Solar Energetic Particle Acceleration at Shock Waves Driven by Fast and Wide Coronal Mass Ejections

We present the results from numerical simulations of solar energetic particles (SEPs) accelerated by shock waves driven by fast and wide coronal mass ejections (CMEs) with shock parameters - such as the Mach number, speed, and shock-normal angle - varying with time and space. The variation in these parameters are determined by combining magnetohydrodynamic (MHD) simulations of the solar corona with coronagraphic observations of CMEs from STEREO-A, STEREO-B, and SOHO on 2011 March 07 and 2011 October 01. We model the acceleration and transport of particles in these events by numerically solving the Parker transport equation for a spherically symmetric shock. The shock is moving outward from the Sun with the shock parameters that vary with time along the intersection point between the shock surface and the magnetic field line that connects to each spacecraft.

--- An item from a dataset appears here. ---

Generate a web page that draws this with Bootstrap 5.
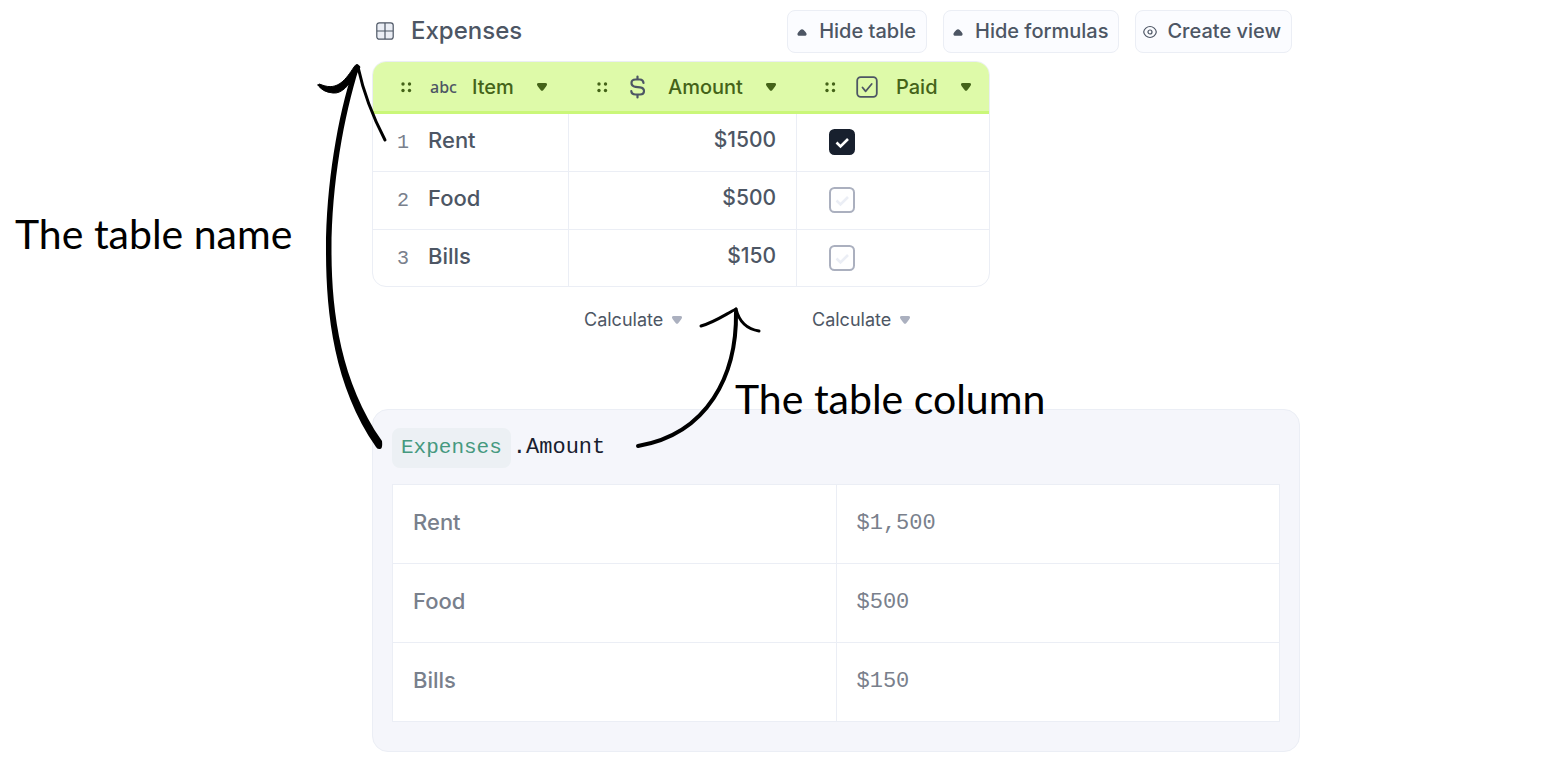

We find that the acceleration efficiency is significantly affected by the local Mach number and diffusion coefficient κ. For example, when the Mach number is large and the shock is very close to the Sun (small κ), the acceleration is highly efficient with the fluxes of high-energy protons enhanced rapidly. Also, other parameters such as the solar wind speed, the intensity of the seed particle population and the shock normal angles can alter the resulting SEP intensities as well. These results suggest that SEP fluxes can change dramatically over a wide range of heliolongitudes, and the magnetic connections of spacecraft to these `highly efficient regions' are potentially important for the observation of SEP events related to fast and wide CMEs.